At one point in my career I worked with the family of a famous deceased musician, and I can tell you first hand that a lot of future value will be determined by how well his heirs maintain or expand the “Prince business machine” that will continue to promote his music and keep it alive, and keep people buying it.  And if the estate gets split up between multiple heirs that do not know each other, there will certainly be a decrease in value.  The last I checked, there was a sister, three half-siblings, and two people claiming to be his son, one of which is in prison, all vying for a piece of Prince’s estate.  So you might have to work with all of these people to buy the rights you need!
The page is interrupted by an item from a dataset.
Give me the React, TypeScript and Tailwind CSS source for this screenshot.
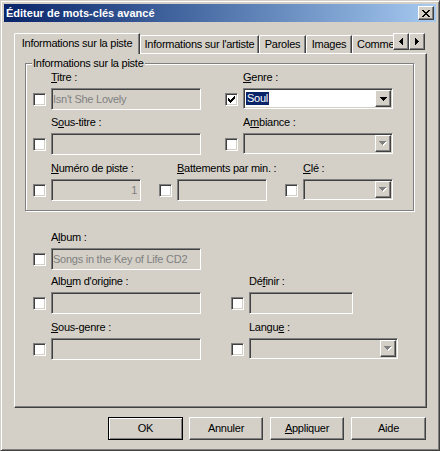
import type { ReactNode } from "react";

// classic 3D edges
const sunken =
  "border border-t-[#808080] border-l-[#808080] border-r-white border-b-white shadow-[inset_1px_1px_0_#404040,inset_-1px_-1px_0_#d4d0c8]";
const raised =
  "border border-t-white border-l-white border-r-[#404040] border-b-[#404040] shadow-[inset_-1px_-1px_0_#808080]";

type R = number[];

function Pixels({ w, h, rects, fill, emboss }: { w: number; h: number; rects: R[]; fill: string; emboss?: boolean }) {
  return (
    <svg width={emboss ? w + 1 : w} height={emboss ? h + 1 : h} shapeRendering="crispEdges">
      {emboss && rects.map(([x, y, rw, rh = 1], i) => <rect key={"e" + i} x={x + 1} y={y + 1} width={rw} height={rh} fill="#fff" />)}
      {rects.map(([x, y, rw, rh = 1], i) => <rect key={i} x={x} y={y} width={rw} height={rh} fill={fill} />)}
    </svg>
  );
}

const arrowDown: R[] = [[0, 0, 7], [1, 1, 5], [2, 2, 3], [3, 3, 1]];
const arrowLeft: R[] = [[0, 3, 1, 1], [1, 2, 1, 3], [2, 1, 1, 5], [3, 0, 1, 7]];
const arrowRight: R[] = [[0, 0, 1, 7], [1, 1, 1, 5], [2, 2, 1, 3], [3, 3, 1, 1]];
const tick: R[] = [[6, 0, 1], [5, 1, 2], [0, 2, 1], [4, 2, 3], [0, 3, 2], [3, 3, 3], [0, 4, 5], [1, 5, 3], [2, 6, 1]];
const cross: R[] = [[0, 0, 2], [6, 0, 2], [1, 1, 2], [5, 1, 2], [2, 2, 4], [3, 3, 2], [2, 4, 4], [1, 5, 2], [5, 5, 2], [0, 6, 2], [6, 6, 2]];

function Label({ text, u }: { text: string; u?: number }) {
  if (u === undefined) return <>{text}</>;
  return (
    <>
      {text.slice(0, u)}
      <span className="underline underline-offset-[1px]">{text[u]}</span>
      {text.slice(u + 1)}
    </>
  );
}

function Check({ checked }: { checked?: boolean }) {
  return (
    <div className={`mt-[5px] w-[13px] h-[13px] shrink-0 bg-white ${sunken} flex items-center justify-center`}>
      {checked && <Pixels w={7} h={7} rects={tick} fill="#000" />}
    </div>
  );
}

function Edit({ w, value, right }: { w: string; value?: string; right?: boolean }) {
  return (
    <div
      className={`${w} h-[22px] ${sunken} bg-[#d4d0c8] text-[#808080] flex items-center whitespace-nowrap overflow-hidden ${
        right ? "justify-end pr-[3px]" : "pl-[1px]"
      }`}
    >
      {value}
    </div>
  );
}

function Combo({ w, value, enabled }: { w: string; value?: string; enabled?: boolean }) {
  return (
    <div className={`${w} h-[21px] ${sunken} ${enabled ? "bg-white" : "bg-[#d4d0c8]"} flex p-[1px]`}>
      <div className="flex-1 flex items-center pl-[1px]">
        {value && <span className="bg-[#0a246a] text-white px-[1px] leading-[13px]">{value}</span>}
      </div>
      <div className={`w-[16px] ${raised} bg-[#d4d0c8] flex items-center justify-center`}>
        {enabled ? (
          <Pixels w={7} h={4} rects={arrowDown} fill="#000" />
        ) : (
          <Pixels w={7} h={4} rects={arrowDown} fill="#808080" emboss />
        )}
      </div>
    </div>
  );
}

function Field({ label, u, w, checked, children }: { label: string; u?: number; w: string; checked?: boolean; children: ReactNode }) {
  return (
    <div className={`flex flex-col ${w}`}>
      <div className="h-[13px] pl-[18px] whitespace-nowrap">
        <Label text={label} u={u} />
      </div>
      <div className="mt-[4px] flex items-start gap-[5px]">
        <Check checked={checked} />
        {children}
      </div>
    </div>
  );
}

function Tab({ children, w, selected }: { children: ReactNode; w: string; selected?: boolean }) {
  if (selected)
    return (
      <div
        className={`relative z-10 ${w} h-[21px] -mb-px bg-[#d4d0c8] border-t border-l border-t-white border-l-white border-r border-r-[#404040] shadow-[inset_-1px_0_0_#808080] rounded-tl-[2px] flex items-center justify-center pb-[2px] whitespace-nowrap`}
      >
        {children}
      </div>
    );
  return (
    <div
      className={`${w} h-[18px] border-t border-l border-t-white border-l-white border-r border-r-[#404040] shadow-[inset_-1px_0_0_#808080] rounded-tl-[2px] flex items-center justify-center whitespace-nowrap`}
    >
      {children}
    </div>
  );
}

function Btn({ children, w, def }: { children: ReactNode; w: string; def?: boolean }) {
  return (
    <button
      type="button"
      className={`${w} h-[23px] flex items-center justify-center ${
        def ? "border border-black shadow-[inset_1px_1px_0_#fff,inset_-1px_-1px_0_#808080]" : raised
      }`}
    >
      {children}
    </button>
  );
}

export default function App() {
  return (
    <div className="w-[440px] h-[451px] bg-[#d4d0c8] text-black text-[11px] leading-[13px] tracking-[-0.25px] font-['Liberation_Sans',Arial,sans-serif] border border-t-[#d4d0c8] border-l-[#d4d0c8] border-r-[#404040] border-b-[#404040] shadow-[inset_1px_1px_0_#fff,inset_-1px_-1px_0_#808080] p-[3px] flex flex-col select-none">
      {/* title bar */}
      <div className="h-[18px] shrink-0 bg-linear-to-r from-[#0a246a] to-[#a6caf0] flex items-center pl-[2px] pr-[2px]">
        <span className="flex-1 text-white font-bold tracking-normal whitespace-nowrap">Éditeur de mots-clés avancé</span>
        <div className={`w-[16px] h-[14px] bg-[#d4d0c8] ${raised} flex items-center justify-center pr-[1px]`}>
          <Pixels w={8} h={7} rects={cross} fill="#000" />
        </div>
      </div>

      <div className="flex flex-col pt-[11px] pl-[10px] pr-[9px]">
        {/* tabs */}
        <div className="flex items-end h-[20px]">
          <Tab w="w-[126px]" selected>
            Informations sur la piste
          </Tab>
          <Tab w="w-[119px]">Informations sur l'artiste</Tab>
          <Tab w="w-[47px]">Paroles</Tab>
          <Tab w="w-[46px]">Images</Tab>
          <div className="w-[41px] h-[18px] border-t border-l border-t-white border-l-white rounded-tl-[2px] overflow-hidden whitespace-nowrap flex items-center pl-[4px]">
            Commentaires
          </div>
          <div className="self-start flex">
            <div className={`w-[16px] h-[17px] ${raised} flex items-center justify-center`}>
              <Pixels w={4} h={7} rects={arrowLeft} fill="#000" />
            </div>
            <div className={`w-[16px] h-[17px] ${raised} flex items-center justify-center`}>
              <Pixels w={4} h={7} rects={arrowRight} fill="#000" />
            </div>
          </div>
        </div>

        {/* tab page */}
        <div className="h-[355px] border border-t-white border-l-white border-r-[#404040] border-b-[#404040] shadow-[inset_-1px_-1px_0_#808080] pl-[10px] pt-[9px] flex flex-col">
          <div className="w-[389px] h-[148px] border border-[#808080] shadow-[inset_1px_1px_0_#fff,1px_1px_0_#fff] flex flex-col">
            <span className="-mt-[7px] ml-[6px] self-start px-[1px] h-[13px] bg-[#d4d0c8] whitespace-nowrap">
              Informations sur la piste
            </span>
            <div className="mt-[1px] pl-[7px] flex flex-col">
              <div className="flex">
                <Field label="Titre :" u={0} w="w-[192px]">
                  <Edit w="w-[150px]" value="Isn't She Lovely" />
                </Field>
                <Field label="Genre :" u={0} w="w-[170px]" checked>
                  <Combo w="w-[150px]" value="Soul" enabled />
                </Field>
              </div>
              <div className="flex mt-[6px]">
                <Field label="Sous-titre :" u={1} w="w-[192px]">
                  <Edit w="w-[150px]" />
                </Field>
                <Field label="Ambiance :" u={1} w="w-[170px]">
                  <Combo w="w-[150px]" />
                </Field>
              </div>
              <div className="flex mt-[7px]">
                <Field label="Numéro de piste :" u={0} w="w-[126px]">
                  <Edit w="w-[90px]" value="1" right />
                </Field>
                <Field label="Battements par min. :" u={0} w="w-[126px]">
                  <Edit w="w-[90px]" />
                </Field>
                <Field label="Clé :" u={0} w="w-[126px]">
                  <Combo w="w-[90px]" />
                </Field>
              </div>
            </div>
          </div>

          <div className="mt-[20px] pl-[8px] flex flex-col">
            <Field label="Album :" u={1} w="w-[198px]">
              <Edit w="w-[150px]" value="Songs in the Key of Life CD2" />
            </Field>
            <div className="flex mt-[5px]">
              <Field label="Album d'origine :" u={3} w="w-[198px]">
                <Edit w="w-[150px]" />
              </Field>
              <Field label="Définir :" u={2} w="w-[170px]">
                <Edit w="w-[104px]" />
              </Field>
            </div>
            <div className="flex mt-[7px]">
              <Field label="Sous-genre :" u={0} w="w-[198px]">
                <Edit w="w-[150px]" />
              </Field>
              <Field label="Langue :" u={5} w="w-[170px]">
                <Combo w="w-[149px]" />
              </Field>
            </div>
          </div>
        </div>

        {/* buttons */}
        <div className="mt-[9px] mr-[1px] flex justify-end">
          <Btn w="w-[75px]" def>
            OK
          </Btn>
          <div className="w-[6px]" />
          <Btn w="w-[74px]">Annuler</Btn>
          <div className="w-[7px]" />
          <Btn w="w-[74px]">
            <Label text="Appliquer" u={0} />
          </Btn>
          <div className="w-[7px]" />
          <Btn w="w-[75px]">Aide</Btn>
        </div>
      </div>
    </div>
  );
}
Prince certainly is not the first musician to have his estate valued, and there are accepted norms of how appraisers come to values, but I can tell you this much, whatever number they come to will not even be close to correct!  And there will certainly be a lot of negotiating between IRS appraisers and appraisers hired by Bremer Trust, the wealth management firm appointed to handle his estate.

And by the way, all of this is supposed to be done and estate taxes calculated and paid within nine months…in a perfect world.  The Form 706 United States Estate (and Generation-Skipping Transfer) Tax Return, which will list every single asset in his estate, (right down to the change in his pockets) with descriptions, values, and support for valuations is due January 21, 2017.  It is the mother of all tax returns.

The administrator of the estate can file a six month extension for the return, and the IRS can grant an additional year to pay the tax, but interest will start accruing on any unpaid tax after January 21st.  In situations with reasonable cause, the IRS can grant additional one year extensions for up to four and sometimes up to 10 years to pay the tax.  Although, they could also be assessed additional penalties.  The estate could also do an installment agreement for up to 14 years to pay the tax over time.

The extensions of time to pay, although not granted easily, are  designed to protect the interests of the heirs and the IRS.  With a massive estate and so many unknown quantities and litigation, you would have to have a fire sale to generate enough cash to pay the estate tax within nine months.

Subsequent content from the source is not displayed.